Single-Nanoparticle Plasmonic Electro-optic Modulator Based on MoS₂ Monolayers

The manipulation of light in an integrated circuit is crucial for the development of high-speed electro-optic devices. Recently, molybdenum disulfide (MoS₂) monolayers generated broad interest for the optoelectronics because of their huge exciton binding energy, tunable optical emission, direct electronic band-gap structure, etc. Miniaturization and multifunctionality of electro-optic devices further require the manipulation of light-matter interaction at the single-nanoparticle level.

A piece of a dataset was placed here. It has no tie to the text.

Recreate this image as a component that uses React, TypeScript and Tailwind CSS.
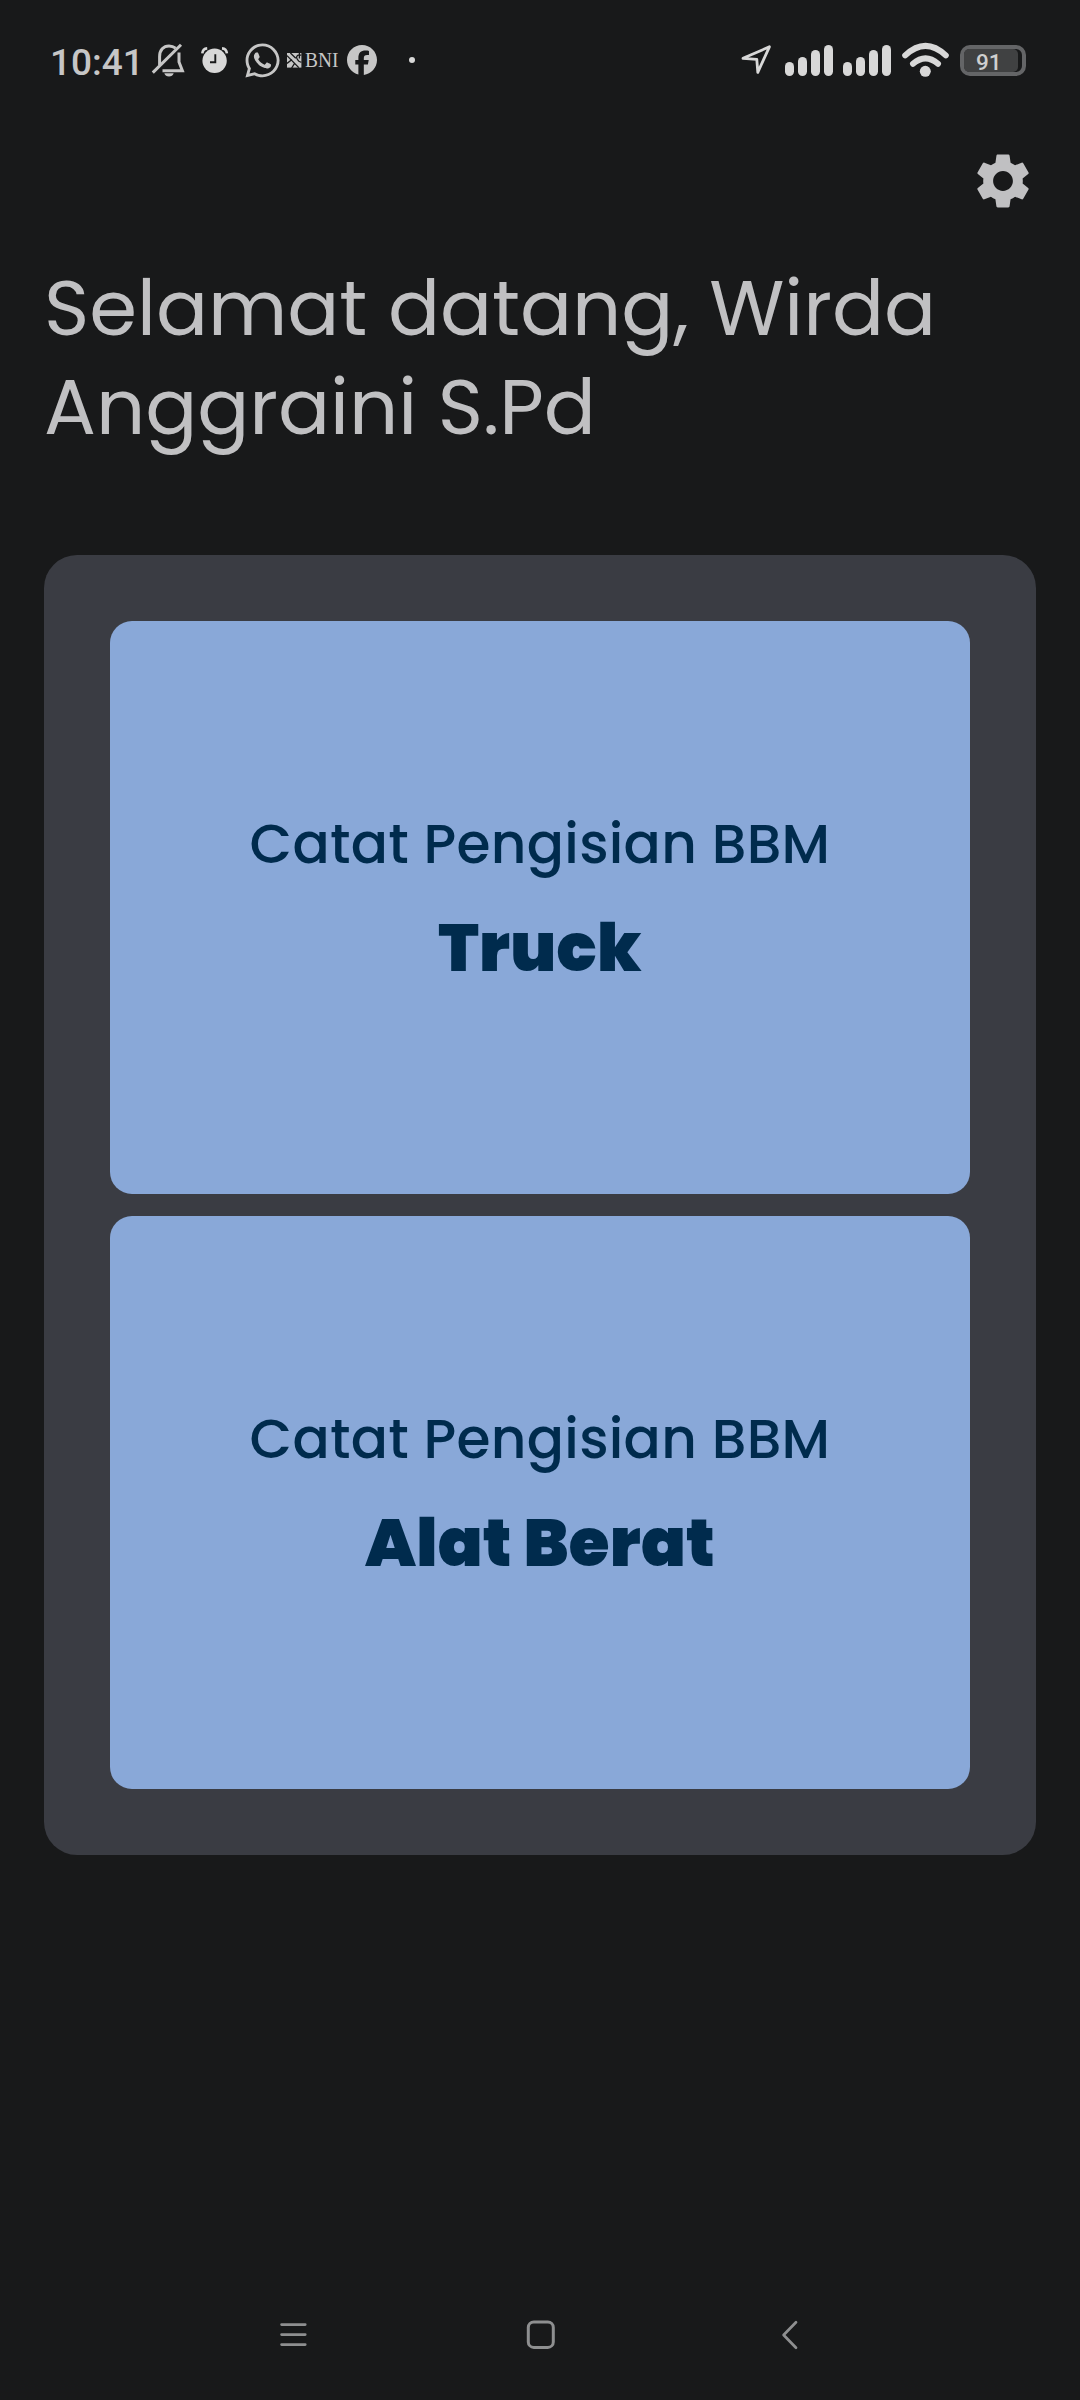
import { FaFacebook, FaWhatsapp } from "react-icons/fa6";
import { MdSettings } from "react-icons/md";

function BellOff() {
  return (
    <svg className="h-[34px] w-[34px] shrink-0" viewBox="0 0 34 34" fill="none" stroke="currentColor" strokeWidth="3">
      <path d="M1.8 29.6 30 1.8" />
      <path d="M8.6 22V13.5C8.6 7 12.5 2.9 18 2.9c2.6 0 4.6.7 6.6 2.3" />
      <path d="M28 9.5V19l3.4 8.8H11.5" />
      <path d="M13.3 30.2h9.4c-.8 2.2-2.4 3.2-4.7 3.2s-3.9-1-4.7-3.2z" fill="currentColor" stroke="none" />
    </svg>
  );
}

function Alarm() {
  return (
    <svg className="h-[28px] w-[29px] shrink-0" viewBox="0 0 29 28" fill="none">
      <circle cx="14.6" cy="14.8" r="12.2" fill="#d8d8d8" />
      <path d="M15.3 8.3v8H10" stroke="#18191a" strokeWidth="1.9" />
      <path d="M2.3 7.4C2.6 4.5 4.6 2.6 7.2 2.4M26.9 7.4C26.6 4.5 24.6 2.6 22 2.4" stroke="#d8d8d8" strokeWidth="2.6" />
    </svg>
  );
}

function BniMark() {
  return (
    <svg className="h-[15px] w-[15px] shrink-0" viewBox="0 0 15 15">
      <rect width="14.4" height="14.6" fill="currentColor" />
      <g fill="none" stroke="#18191a" strokeWidth="1.3">
        <path d="M0 2.6 11.8 14.6M3.4 0l5.4 5.2M0 10.4 5 6.4M4.6 15l3-4.6" />
        <path d="M14.4 2.2c-3.8-1-5.8 1-4.4 3.6s3.2 3.4 4.4 3.2M12.4 0v5.4" />
      </g>
    </svg>
  );
}

function Signal() {
  return (
    <div className="flex h-[31px] items-end gap-1">
      <span className="h-[13.5px] w-[9px] rounded-full bg-[#d8d8d8]" />
      <span className="h-[19px] w-[9px] rounded-full bg-[#d8d8d8]" />
      <span className="h-[25.5px] w-[9px] rounded-full bg-[#d8d8d8]" />
      <span className="h-[31px] w-[9px] rounded-full bg-[#d8d8d8]" />
    </div>
  );
}

function StatusBar() {
  return (
    <header className="flex h-[88px] items-center justify-between pt-8 pr-[54px] pl-[50px] text-[#c6c6c6]">
      <div className="flex items-center">
        <span className="w-[101px] pt-1.5 font-[Roboto,sans-serif] text-[37px] leading-10 font-medium">10:41</span>
        <BellOff />
        <span className="ml-[15px] flex">
          <Alarm />
        </span>
        <FaWhatsapp className="ml-[13.5px] shrink-0" size={39} />
        <span className="ml-[5.5px] flex w-[51px] items-center">
          <BniMark />
          <span className="ml-[2.5px] origin-left scale-x-90 font-['Liberation_Serif',serif] text-[21.5px] leading-7">BNI</span>
        </span>
        <FaFacebook className="ml-[9px] shrink-0" size={30} />
        <span className="ml-8 size-[6px] rounded-full bg-[#d8d8d8]" />
      </div>
      <div className="flex items-center">
        <svg className="h-[32px] w-[32px]" viewBox="0 0 32 32" fill="none" stroke="#d8d8d8" strokeWidth="2.8" strokeLinejoin="round">
          <path d="M3 14.3 29.4 2.8 17.8 28.4 16.8 15.4z" />
        </svg>
        <div className="ml-[13px] flex gap-[10px]">
          <Signal />
          <Signal />
        </div>
        <svg className="ml-[10px] h-[36px] w-[49px]" viewBox="0 0 49 36" fill="none" stroke="#d8d8d8" strokeWidth="6" strokeLinecap="round">
          <path d="M4.2 13.4Q24.5-5.6 44.8 13.4" />
          <path d="M12 21.8Q24.5 10.8 37 21.8" />
          <circle cx="24.3" cy="29.3" r="5.5" fill="#d8d8d8" stroke="none" />
        </svg>
        <div className="ml-[10px] flex h-[31px] w-[66px] rounded-[10px] border-4 border-[#646567]">
          <div className="w-[54px] rounded-[5px] bg-[#404142] pl-[12px] font-[Roboto,sans-serif] text-[22.5px] leading-[27px] font-medium text-[#cfcfcf]">91</div>
        </div>
      </div>
    </header>
  );
}

function FuelCard({ name }: { name: string }) {
  return (
    <button className="flex h-[573px] w-full flex-col items-center gap-[22px] rounded-[22px] bg-[#89a8d8] pt-[184px] text-[#002b4d]">
      <span className="text-[55px] leading-[77px] font-medium tracking-[0.28px]">Catat Pengisian BBM</span>
      <span className="text-[66px] leading-[88px] font-black tracking-[0.28px]">{name}</span>
    </button>
  );
}

function NavBar() {
  return (
    <nav className="mt-auto flex h-[130px] items-center pl-[279px] text-[#8e8f90]">
      <svg className="h-[30px] w-[29px]" viewBox="0 0 29 30" stroke="currentColor" strokeWidth="2.8" strokeLinecap="round">
        <path d="M2.6 4.6h23.6M2.6 14.6h23.6M2.6 24.6h23.6" />
      </svg>
      <svg className="ml-[218px] h-[32px] w-[30px]" viewBox="0 0 30 32" fill="none" stroke="currentColor" strokeWidth="3">
        <rect x="2.3" y="3" width="25" height="25.4" rx="5.5" />
      </svg>
      <svg className="ml-[225px] h-[30px] w-[17px]" viewBox="0 0 17 30" fill="none" stroke="currentColor" strokeWidth="2.7" strokeLinecap="round" strokeLinejoin="round">
        <path d="M15 2.2 2.6 15 15 27.8" />
      </svg>
    </nav>
  );
}

export default function App() {
  return (
    <div className="flex h-[2400px] w-[1080px] flex-col bg-[#18191a] font-[Poppins,Inter,sans-serif]">
      <StatusBar />
      <div className="flex justify-end pt-[60px] pr-11">
        <button aria-label="Settings" className="text-[#c0c0c2]">
          <MdSettings size={66} />
        </button>
      </div>
      <h1 className="mt-[45px] px-11 text-[77px] leading-[99px] font-normal text-[#c0c0c2]">Selamat datang, Wirda Anggraini S.Pd</h1>
      <main className="mx-11 mt-[98px] flex h-[1300px] flex-col gap-[22px] rounded-[33px] bg-[#3a3c43] p-[66px]">
        <FuelCard name="Truck" />
        <FuelCard name="Alat Berat" />
      </main>
      <NavBar />
    </div>
  );
}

The strong exciton-plasmon interaction that is generated between the MoS₂ monolayers and metallic nanostructures may be a possible solution for compact electro-optic devices at the nanoscale. Here, we demonstrate a nanoplasmonic modulator in the visible spectral region by combining the MoS₂ monolayers with a single Au nanodisk. The narrow MoS₂ excitons coupled with broad Au plasmons result in a deep Fano resonance, which can be switched on and off by applying different gate voltages on the MoS₂ monolayers. A reversible display device that is based on this single-nanoparticle modulator is demonstrated with a heptamer pattern that is actively controlled by the external gates. Our work provides a potential application for electro-optic modulation on the nanoscale and promotes the development of gate-tunable nanoplasmonic devices in the future.